By Bjarne Lühr Hansen PhD, MD and Philipp Skafte-Holm MD, Mentor Institute
Glaucoma is a chronic, incipient illness that most often has no symptoms. Glaucoma is caused by increased pressure inside the eye that leads to damage to the optic nerve fibres and diminished field of vision.
Before the illness is discovered, it has most often lead to permanent loss of optic nerve fibres and diminished field of vision, and this is why the illness is treacherous. Glaucoma is a relatively rare illness. Only around 1% of the population older than 45 years have glaucoma. There is some degree of heritage connected to glaucoma. The risk of having glaucoma is ten times higher if other family members have it. Therefore, it is a good idea to be examined by an ophthalmologist, if a family member has glaucoma, even though you do not have any symptoms. Most often, difficulties with orientation in dimmed lighting are noticed.
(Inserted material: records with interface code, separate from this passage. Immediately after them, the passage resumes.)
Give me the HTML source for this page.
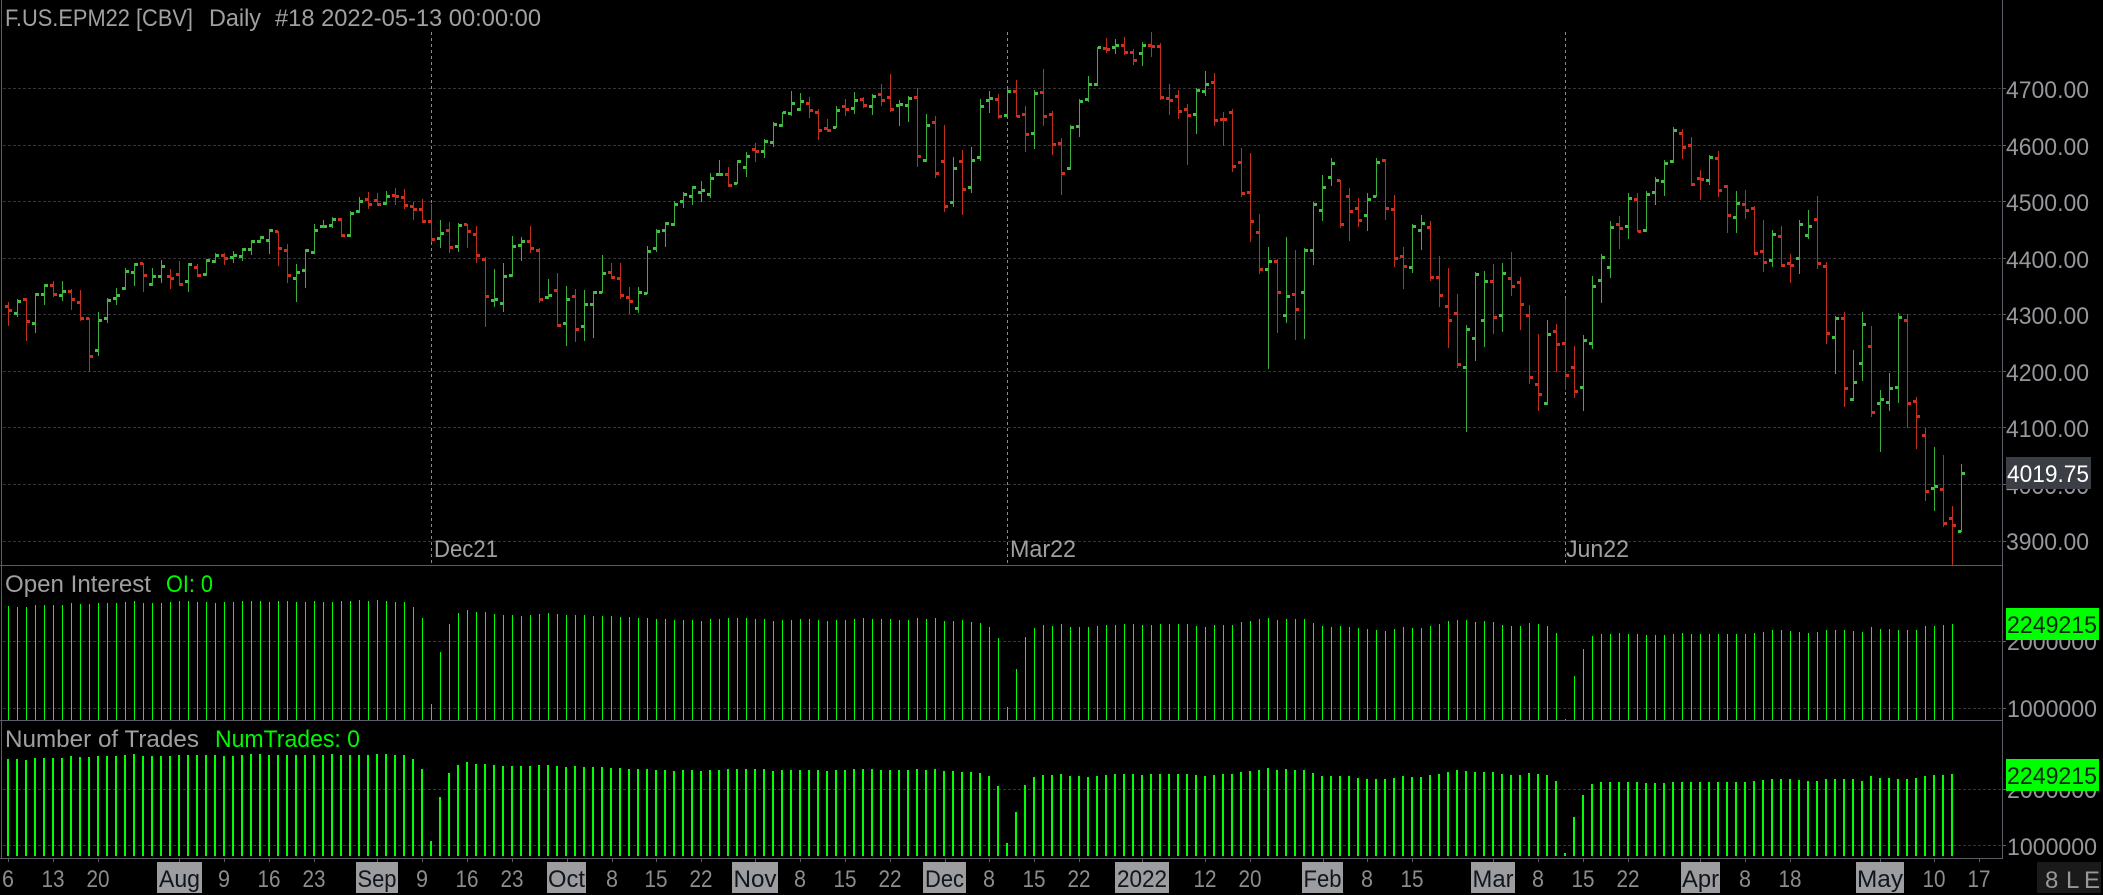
<!DOCTYPE html>
<html><head><meta charset="utf-8"><title>F.US.EPM22</title>
<style>
html,body{margin:0;padding:0;background:#000;width:2103px;height:895px;overflow:hidden}
svg{display:block;position:absolute;left:0;top:0}
text{font-family:"Liberation Sans",sans-serif;font-size:24px;fill:#a0a0a2;white-space:pre}
.g{fill:#00f800}
.a{fill:#97979c}
.d{fill:#8c8c8e}
.t{fill:#10161e}
</style></head><body>
<svg id="c" width="2103" height="895" viewBox="0 0 2103 895" xmlns="http://www.w3.org/2000/svg">
<g id="grid" shape-rendering="crispEdges" fill="none">
<g stroke="#353538" stroke-width="1" stroke-dasharray="3 2">
<path d="M3 88.5H2002M3 145.5H2002M3 201.5H2002M3 258.5H2002M3 314.5H2002M3 371.5H2002M3 427.5H2002M3 484.5H2002M3 541.5H2002"/>
<path d="M3 641.5H2002M3 708.5H2002M3 789.5H2002M3 845.5H2002"/>
</g>
<path stroke="#8a8a8a" stroke-dasharray="3 3" d="M431.5 32V565M1007.5 32V565M1565.5 32V565"/>
</g>
<g id="bars" shape-rendering="crispEdges"></g>
<g shape-rendering="crispEdges" stroke="#5c5c66" fill="none">
<path d="M1.5 0V858"/>
<path d="M2002.5 0V858"/>
<path d="M0 565.5H2003M0 720.5H2003M0 858.5H2003"/>
<path d="M8.5 858V862M53.5 858V862M98.5 858V862M179.5 858V862M224.5 858V862M269.5 858V862M314.5 858V862M377.5 858V862M422.5 858V862M467.5 858V862M512.5 858V862M567.5 858V862M612.5 858V862M656.5 858V862M701.5 858V862M755.5 858V862M800.5 858V862M845.5 858V862M890.5 858V862M945.5 858V862M989.5 858V862M1034.5 858V862M1079.5 858V862M1142.5 858V862M1205.5 858V862M1250.5 858V862M1323.5 858V862M1367.5 858V862M1412.5 858V862M1493.5 858V862M1538.5 858V862M1583.5 858V862M1628.5 858V862M1700.5 858V862M1745.5 858V862M1790.5 858V862M1880.5 858V862M1934.5 858V862M1979.5 858V862"/>
<path d="M2002 88.5H2006M2002 145.5H2006M2002 201.5H2006M2002 258.5H2006M2002 314.5H2006M2002 371.5H2006M2002 427.5H2006M2002 484.5H2006M2002 541.5H2006M2002 641.5H2006M2002 708.5H2006M2002 789.5H2006M2002 845.5H2006"/>
</g>

<text x="5" y="26" textLength="188" lengthAdjust="spacingAndGlyphs">F.US.EPM22 [CBV]</text>
<text x="209" y="26" textLength="52" lengthAdjust="spacingAndGlyphs">Daily</text>
<text x="275" y="26" textLength="266" lengthAdjust="spacingAndGlyphs">#18 2022-05-13 00:00:00</text>

<text x="434" y="557" textLength="64" lengthAdjust="spacingAndGlyphs">Dec21</text>
<text x="1010" y="557" textLength="66" lengthAdjust="spacingAndGlyphs">Mar22</text>
<text x="1566" y="557" textLength="63" lengthAdjust="spacingAndGlyphs">Jun22</text>

<text x="5" y="592" textLength="146" lengthAdjust="spacingAndGlyphs">Open Interest</text>
<text x="166" y="592" textLength="47" lengthAdjust="spacingAndGlyphs" class="g">OI: 0</text>
<text x="5" y="747" textLength="194" lengthAdjust="spacingAndGlyphs">Number of Trades</text>
<text x="215" y="747" textLength="145" lengthAdjust="spacingAndGlyphs" class="g">NumTrades: 0</text>

<g class="prices">
<text class="a" x="2006" y="98" textLength="83" lengthAdjust="spacingAndGlyphs">4700.00</text>
<text class="a" x="2006" y="155" textLength="83" lengthAdjust="spacingAndGlyphs">4600.00</text>
<text class="a" x="2006" y="211" textLength="83" lengthAdjust="spacingAndGlyphs">4500.00</text>
<text class="a" x="2006" y="268" textLength="83" lengthAdjust="spacingAndGlyphs">4400.00</text>
<text class="a" x="2006" y="324" textLength="83" lengthAdjust="spacingAndGlyphs">4300.00</text>
<text class="a" x="2006" y="381" textLength="83" lengthAdjust="spacingAndGlyphs">4200.00</text>
<text class="a" x="2006" y="437" textLength="83" lengthAdjust="spacingAndGlyphs">4100.00</text>
<text class="a" x="2006" y="494" textLength="83" lengthAdjust="spacingAndGlyphs">4000.00</text>
<text class="a" x="2006" y="550" textLength="83" lengthAdjust="spacingAndGlyphs">3900.00</text>
</g>
<rect x="2006" y="457" width="85" height="32" fill="#3c3e46"/>
<text x="2007" y="482" textLength="82" lengthAdjust="spacingAndGlyphs" style="fill:#fff">4019.75</text>

<text class="a" x="2007" y="650" textLength="90" lengthAdjust="spacingAndGlyphs">2000000</text>
<text class="a" x="2007" y="717" textLength="90" lengthAdjust="spacingAndGlyphs">1000000</text>
<rect x="2006" y="608" width="93" height="32" fill="#00ff00"/>
<text x="2007" y="633" textLength="90" lengthAdjust="spacingAndGlyphs" style="fill:#0a2a10">2249215</text>

<text class="a" x="2007" y="798" textLength="90" lengthAdjust="spacingAndGlyphs">2000000</text>
<text class="a" x="2007" y="855" textLength="90" lengthAdjust="spacingAndGlyphs">1000000</text>
<rect x="2006" y="759" width="93" height="32" fill="#00ff00"/>
<text x="2007" y="784" textLength="90" lengthAdjust="spacingAndGlyphs" style="fill:#0a2a10">2249215</text>

<g fill="#9d9d9f" shape-rendering="crispEdges">
<rect x="157" y="862" width="45" height="31"/><rect x="356" y="862" width="42" height="31"/><rect x="547" y="862" width="39" height="31"/><rect x="732" y="862" width="46" height="31"/><rect x="923" y="862" width="43" height="31"/><rect x="1115" y="862" width="54" height="31"/><rect x="1302" y="862" width="41" height="31"/><rect x="1471" y="862" width="44" height="31"/><rect x="1681" y="862" width="39" height="31"/><rect x="1856" y="862" width="48" height="31"/>
</g>
<g text-anchor="middle">
<text class="d" x="8" y="887" textLength="12" lengthAdjust="spacingAndGlyphs">6</text>
<text class="d" x="53" y="887" textLength="23" lengthAdjust="spacingAndGlyphs">13</text>
<text class="d" x="98" y="887" textLength="23" lengthAdjust="spacingAndGlyphs">20</text>
<text class="t" x="179.500" y="887" textLength="41" lengthAdjust="spacingAndGlyphs">Aug</text>
<text class="d" x="224" y="887" textLength="12" lengthAdjust="spacingAndGlyphs">9</text>
<text class="d" x="269" y="887" textLength="23" lengthAdjust="spacingAndGlyphs">16</text>
<text class="d" x="314" y="887" textLength="23" lengthAdjust="spacingAndGlyphs">23</text>
<text class="t" x="377" y="887" textLength="39" lengthAdjust="spacingAndGlyphs">Sep</text>
<text class="d" x="422" y="887" textLength="12" lengthAdjust="spacingAndGlyphs">9</text>
<text class="d" x="467" y="887" textLength="23" lengthAdjust="spacingAndGlyphs">16</text>
<text class="d" x="512" y="887" textLength="23" lengthAdjust="spacingAndGlyphs">23</text>
<text class="t" x="566.500" y="887" textLength="37" lengthAdjust="spacingAndGlyphs">Oct</text>
<text class="d" x="612" y="887" textLength="12" lengthAdjust="spacingAndGlyphs">8</text>
<text class="d" x="656" y="887" textLength="23" lengthAdjust="spacingAndGlyphs">15</text>
<text class="d" x="701" y="887" textLength="23" lengthAdjust="spacingAndGlyphs">22</text>
<text class="t" x="755" y="887" textLength="43" lengthAdjust="spacingAndGlyphs">Nov</text>
<text class="d" x="800" y="887" textLength="12" lengthAdjust="spacingAndGlyphs">8</text>
<text class="d" x="845" y="887" textLength="23" lengthAdjust="spacingAndGlyphs">15</text>
<text class="d" x="890" y="887" textLength="23" lengthAdjust="spacingAndGlyphs">22</text>
<text class="t" x="944.500" y="887" textLength="39" lengthAdjust="spacingAndGlyphs">Dec</text>
<text class="d" x="989" y="887" textLength="12" lengthAdjust="spacingAndGlyphs">8</text>
<text class="d" x="1034" y="887" textLength="23" lengthAdjust="spacingAndGlyphs">15</text>
<text class="d" x="1079" y="887" textLength="23" lengthAdjust="spacingAndGlyphs">22</text>
<text class="t" x="1142" y="887" textLength="50" lengthAdjust="spacingAndGlyphs">2022</text>
<text class="d" x="1205" y="887" textLength="23" lengthAdjust="spacingAndGlyphs">12</text>
<text class="d" x="1250" y="887" textLength="23" lengthAdjust="spacingAndGlyphs">20</text>
<text class="t" x="1322.500" y="887" textLength="38" lengthAdjust="spacingAndGlyphs">Feb</text>
<text class="d" x="1367" y="887" textLength="12" lengthAdjust="spacingAndGlyphs">8</text>
<text class="d" x="1412" y="887" textLength="23" lengthAdjust="spacingAndGlyphs">15</text>
<text class="t" x="1493" y="887" textLength="41" lengthAdjust="spacingAndGlyphs">Mar</text>
<text class="d" x="1538" y="887" textLength="12" lengthAdjust="spacingAndGlyphs">8</text>
<text class="d" x="1583" y="887" textLength="23" lengthAdjust="spacingAndGlyphs">15</text>
<text class="d" x="1628" y="887" textLength="23" lengthAdjust="spacingAndGlyphs">22</text>
<text class="t" x="1700.500" y="887" textLength="37" lengthAdjust="spacingAndGlyphs">Apr</text>
<text class="d" x="1745" y="887" textLength="12" lengthAdjust="spacingAndGlyphs">8</text>
<text class="d" x="1790" y="887" textLength="23" lengthAdjust="spacingAndGlyphs">18</text>
<text class="t" x="1880" y="887" textLength="46" lengthAdjust="spacingAndGlyphs">May</text>
<text class="d" x="1934" y="887" textLength="23" lengthAdjust="spacingAndGlyphs">10</text>
<text class="d" x="1979" y="887" textLength="23" lengthAdjust="spacingAndGlyphs">17</text>
</g>
<rect x="2037" y="862" width="64" height="31" fill="#1a1a1a"/>
<text x="2045" y="888" class="a">8</text>
<text x="2066" y="888" class="a">L</text>
<text x="2084" y="888" class="a">E</text>
</svg>
<script>
var P=[[918,930,905,978],[940,903,898,950],[898,963,895,1023],[970,883,878,998],[882,857,852,915],[855,882,843,890],[885,873,843,902],[873,898,868,930],[907,955,870,962],[955,1069,955,1115],
[1050,960,936,1068],[955,900,895,968],[895,886,863,915],[865,813,805,870],[817,793,790,858],[790,826,788,875],[853,829,805,858],[829,798,780,848],[828,835,808,867],[823,853,783,858],
[844,793,790,875],[802,826,793,832],[822,781,777,828],[784,767,760,788],[767,775,758,795],[772,766,753,788],[768,748,745,783],[748,723,720,765],[723,712,708,730],[720,690,686,762],
[695,745,692,798],[752,826,733,848],[835,818,793,905],[811,752,748,863],[757,690,672,762],[679,679,660,685],[676,658,652,685],[658,706,655,712],[706,640,632,710],[635,603,590,640],
[598,613,576,626],[601,613,580,618],[610,590,574,615],[586,589,565,615],[592,616,568,628],[620,628,607,660],[628,664,598,670],[664,718,612,725],[715,700,660,745],[691,742,667,758],
[739,676,670,755],[673,694,672,743],[703,767,678,788],[778,889,772,980],[901,898,807,920],[910,829,790,935],[826,739,708,830],[736,724,712,782],[724,745,678,760],[751,898,745,910],
[892,886,837,897],[871,976,818,980],[970,898,858,1037],[889,988,867,1025],[979,913,870,1023],[913,877,873,1013],[877,820,765,880],[817,832,790,838],[835,886,790,897],[892,904,860,942],
[925,877,862,938],[880,755,738,882],[745,693,688,755],[691,670,666,742],[673,613,603,678],[604,583,576,625],[589,562,558,615],[578,571,543,605],[583,535,519,595],[523,523,480,528],
[523,556,501,560],[550,484,480,553],[502,469,457,530],[448,454,430,485],[454,424,418,473],[427,373,367,440],[376,337,335,380],[341,310,273,347],[328,304,280,333],[310,331,292,354],
[337,391,327,420],[385,391,358,396],[382,331,318,385],[319,328,297,348],[325,301,277,342],[298,316,292,325],[319,289,282,345],[283,301,252,318],[292,328,222,335],[316,313,300,378],
[316,295,288,366],[292,469,265,501],[481,376,342,487],[367,520,349,533],[484,619,375,636],[607,505,472,621],[484,568,450,645],[562,481,441,579],[472,319,297,484],[301,295,273,340],
[298,349,282,358],[347,274,262,352],[274,349,240,352],[343,403,318,457],[400,280,270,447],[277,349,207,378],[343,433,333,465],[430,520,414,585],[505,382,376,510],[379,304,297,411],
[298,253,228,306],[253,142,140,258],[145,148,113,160],[142,136,117,163],[136,157,111,165],[157,181,148,195],[160,136,126,198],[136,139,96,170],[139,292,129,300],[295,301,252,345],
[289,334,270,357],[328,346,312,495],[343,271,265,402],[274,253,213,288],[247,361,219,378],[358,359,336,438],[337,499,327,516],[487,580,444,591],[577,664,459,726],[697,808,642,822],
[808,784,741,1107],[784,877,777,998],[946,889,711,968],[883,928,750,1019],[877,751,744,1016],[751,613,607,795],[631,562,526,663],[532,490,475,558],[541,674,541,683],[589,634,565,723],
[625,661,595,681],[646,598,579,693],[589,487,475,592],[481,625,478,660],[628,775,585,801],[769,799,741,867],[802,679,672,818],[691,670,646,750],[682,832,664,842],[832,886,768,922],
[919,961,804,1043],[940,1093,883,1105],[1102,988,975,1295],[1015,823,817,1082],[961,844,814,1040],[844,952,792,1002],[946,820,789,995],[835,859,756,888],[847,913,832,990],[946,1132,915,1152],
[1153,1183,1002,1232],[1210,1003,960,1215],[994,1033,973,1115],[1030,1126,897,1170],[1102,1174,1038,1193],[1162,1021,1005,1232],[1030,859,829,1047],[841,772,763,910],[802,682,664,833],[673,685,649,747],
[679,595,580,717],[598,694,580,697],[691,583,574,697],[577,541,532,615],[544,490,481,588],[484,391,382,490],[400,442,388,477],[436,553,411,558],[535,538,511,600],[541,472,466,555],
[475,571,453,591],[559,646,556,699],[652,610,573,699],[613,631,570,657],[625,760,619,766],[754,787,661,816],[781,703,691,800],[709,796,678,800],[790,796,763,849],[775,673,661,822],
[706,679,631,717],[658,790,589,807],[799,1000,787,1032],[1012,955,949,1122],[955,1165,937,1221],[1198,1147,1050,1203],[1090,973,937,1143],[1039,1237,979,1250],[1210,1197,1170,1355],[1207,1165,1120,1232],
[1162,952,940,1208],[961,1210,943,1283],[1204,1249,1190,1347],[1306,1474,1284,1503],[1465,1459,1341,1533],[1468,1570,1365,1581],[1555,1576,1518,1696],[1594,1420,1392,1597]];
var OA=[198,201,201,195,196,195,195,190,192,192,189,189,190,186,184,190,189,189,186,183,183,186,186,189,186,186,184,183,183,186,183,183,186,186,183,186,186,183,183,181,183,181,184,186,186,
201,234,492,336,252,219,210,216,216,222,225,225,228,225,222,219,222,225,225,225,228,228,228,231,231,234,234,237,237,240,240,240,
243,237,237,234,234,234,237,237,243,240,240,237,237,240,243,240,240,237,234,237,237,237,240,240,234,237,234,
243,243,240,246,250,261,294,501,387,291,264,
255,258,252,261,261,261,258,255,255,252,252,255,255,252,252,252,252,258,261,255,255,255,246,243,237,234,
240,237,237,237,249,258,261,258,261,264,267,270,273,267];
var OB=[696,699,699,693,687,678,675,675,681,678,681,690,693,693,684,687,693,714,972,843,762,723,717,717,714,717,717,720,720,720,717,714,717,717,717,717,717,717,717,714,711,705,705,708,711,714,711,705,705,705,708,711,696,702,702,705,705,705,693,693,690,687];
var TA=[657,657,660,654,654,654,654,648,651,651,648,648,648,645,642,648,648,648,648,645,645,645,645,645,648,648,645,642,642,645,645,645,645,645,645,645,642,645,645,645,645,642,642,645,645,
657,687,903,771,699,675,666,672,672,675,678,678,678,678,675,675,678,681,678,681,681,681,684,684,687,687,687,690,690,693,690,690,
693,690,690,687,687,687,687,687,693,690,690,690,690,690,693,690,690,687,687,687,690,690,690,690,687,690,687,
693,693,696,696,699,708,738,909,816,735,711,
705,705,702,708,708,711,708,705,702,702,702,705,702,702,702,702,702,705,708,705,702,702,696,693,690,684,
690,687,690,690,699,708,708,708,708,714,717,717,717,714];
var TB=[1143,1146,1146,1140,1137,1131,1125,1128,1131,1131,1131,1137,1140,1140,1134,1137,1140,1158,1374,1266,1200,1167,1161,1161,1161,1161,1161,1164,1164,1164,1161,1161,1161,1161,1161,1161,1161,1161,1161,1158,1155,1152,1152,1152,1155,1158,1158,1152,1152,1152,1152,1158,1143,1149,1149,1152,1152,1149,1143,1140,1140,1137];
function r(x,y,w,h,f){return '<rect x="'+x+'" y="'+y+'" width="'+w+'" height="'+h+'" fill="'+f+'"/>';}
var s='',i,R=Math.round;
for(i=0;i<P.length;i++){
 var p=P[i],x=8+9*i,up=p[1]<=p[0],tc=up?'#44c044':'#d03220',vc=up?'#3cb03c':'#c02e1e';
 var h=R(p[2]/3),l=R(p[3]/3);
 if(l>565)l=565;
 s+=r(x,h,1,l-h,vc);
 s+=r(x-3,R(p[0]/3-1.5),3,3,tc);
 s+=r(x+1,R(p[1]/3-1.5),3,3,tc);
}
function col(a,base,start,bot,w,dx,f){
 for(var j=0;j<a.length;j++){
  var top=R(base+a[j]/3),xx=8+9*(j+start)+dx;
  if(bot>top)s+=r(xx,top,w,bot-top,f);
 }
}
col(OA,540,0,720,1,0,'#00ff00');
col(OB,395,155,720,1,0,'#00ff00');
col(TA,540,0,856,2,-1,'#00ff00');
col(TB,395,155,856,2,-1,'#00ff00');
document.getElementById('bars').innerHTML=s;
</script>
</body></html>
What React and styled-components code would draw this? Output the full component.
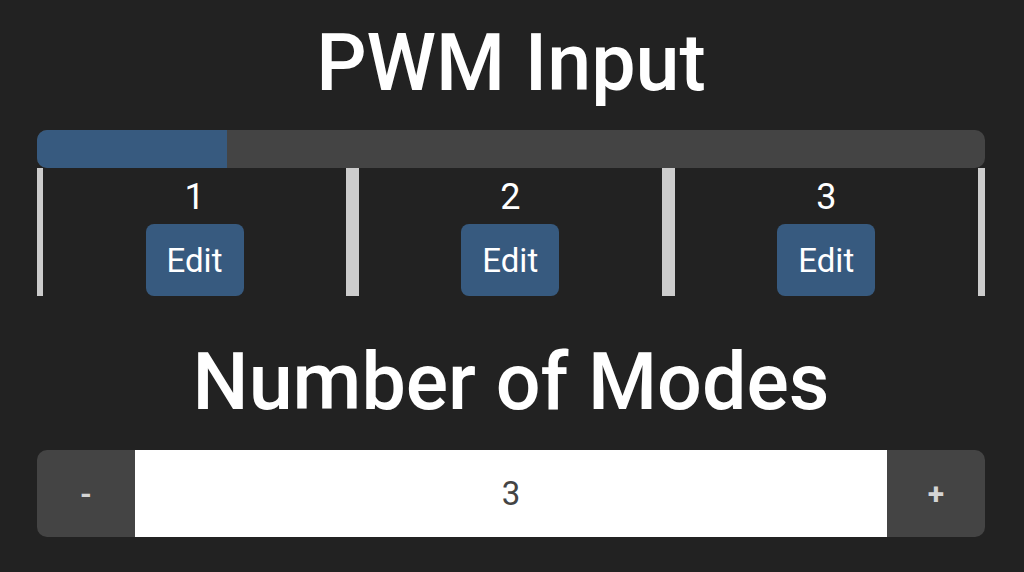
import React, { useState } from "react";
import styled, { createGlobalStyle } from "styled-components";

const GlobalStyle = createGlobalStyle`
  html, body {
    margin: 0;
    padding: 0;
    background: #222222;
  }
  body {
    font-family: Roboto, "Liberation Sans", sans-serif;
    color: #ffffff;
  }
`;

const Page = styled.div`
  padding: 15px 39px 0 37px;
  display: flex;
  flex-direction: column;
`;

const Title = styled.h1`
  margin: ${(p) => p.$top || 0}px 0 0;
  font-size: 79px;
  font-weight: 500;
  line-height: 96px;
  text-align: center;
  color: #ffffff;
`;

const Track = styled.div`
  margin-top: 19px;
  height: 38px;
  background: #444444;
  border-radius: 10px;
  overflow: hidden;
  display: flex;
`;

const Fill = styled.div`
  background: #375a7f;
  height: 100%;
`;

const Modes = styled.div`
  display: grid;
  grid-template-columns: repeat(${(p) => p.$count}, 1fr);
`;

const ModeCell = styled.div`
  border-left: 6px solid #cccccc;
  border-right: 7px solid #cccccc;
  margin-left: ${(p) => (p.$first ? 0 : -0.5)}px;
  display: flex;
  flex-direction: column;
  align-items: center;
  padding-top: 2px;
`;

const ModeNumber = styled.div`
  font-size: 36px;
  line-height: 54px;
  color: #ffffff;
`;

const EditButton = styled.button`
  width: 98px;
  height: 72px;
  border: none;
  border-radius: 8px;
  background: #375a7f;
  color: #ffffff;
  font-family: Roboto, "Liberation Sans", sans-serif;
  font-size: 33px;
  padding: 0;
  cursor: pointer;
`;

const InputGroup = styled.div`
  margin-top: 20px;
  height: 87px;
  display: flex;
`;

const StepButton = styled.button`
  width: 98px;
  border: none;
  background: #444444;
  color: #d4d4d4;
  font-family: Roboto, "Liberation Sans", sans-serif;
  font-size: 30px;
  font-weight: 700;
  padding: 0;
  border-radius: ${(p) => (p.$side === "left" ? "10px 0 0 10px" : "0 10px 10px 0")};
`;

const NumberField = styled.input`
  flex: 1;
  min-width: 0;
  border: none;
  outline: none;
  background: #ffffff;
  color: #444444;
  text-align: center;
  font-family: Roboto, "Liberation Sans", sans-serif;
  font-size: 33px;
  padding: 0;
`;

export default function App() {
  const [count, setCount] = useState(3);
  const modes = Array.from({ length: count }, (_, i) => i + 1);

  return (
    <>
      <GlobalStyle />
      <Page>
        <Title>PWM Input</Title>
        <Track>
          <Fill style={{ width: `${100 / (count + 2)}%` }} />
        </Track>
        <Modes $count={count}>
          {modes.map((m) => (
            <ModeCell key={m} $first={m === 1}>
              <ModeNumber>{m}</ModeNumber>
              <EditButton>Edit</EditButton>
            </ModeCell>
          ))}
        </Modes>
        <Title $top={38}>Number of Modes</Title>
        <InputGroup>
          <StepButton $side="left" onClick={() => setCount((c) => Math.max(1, c - 1))}>
            -
          </StepButton>
          <NumberField
            type="text"
            value={count}
            onChange={(e) => setCount(Number(e.target.value) || 1)}
          />
          <StepButton $side="right" onClick={() => setCount((c) => c + 1)}>
            +
          </StepButton>
        </InputGroup>
      </Page>
    </>
  );
}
In many cases, this is perceived as clumsiness, senile decay or the glasses are blamed.
During your life, a natural loss of optic nerve fibres occur but in the case of glaucoma the rate of loss is increased.
In a few cases, glaucoma can occur in an acute form with heavy pains in the eyes, headache in the forehead, sudden reduction of eyesight within hours and nausea. The eye is fiery red and the pupil increases in size. This form of glaucoma requires acute treatment. Untreated, glaucoma can lead to blindness.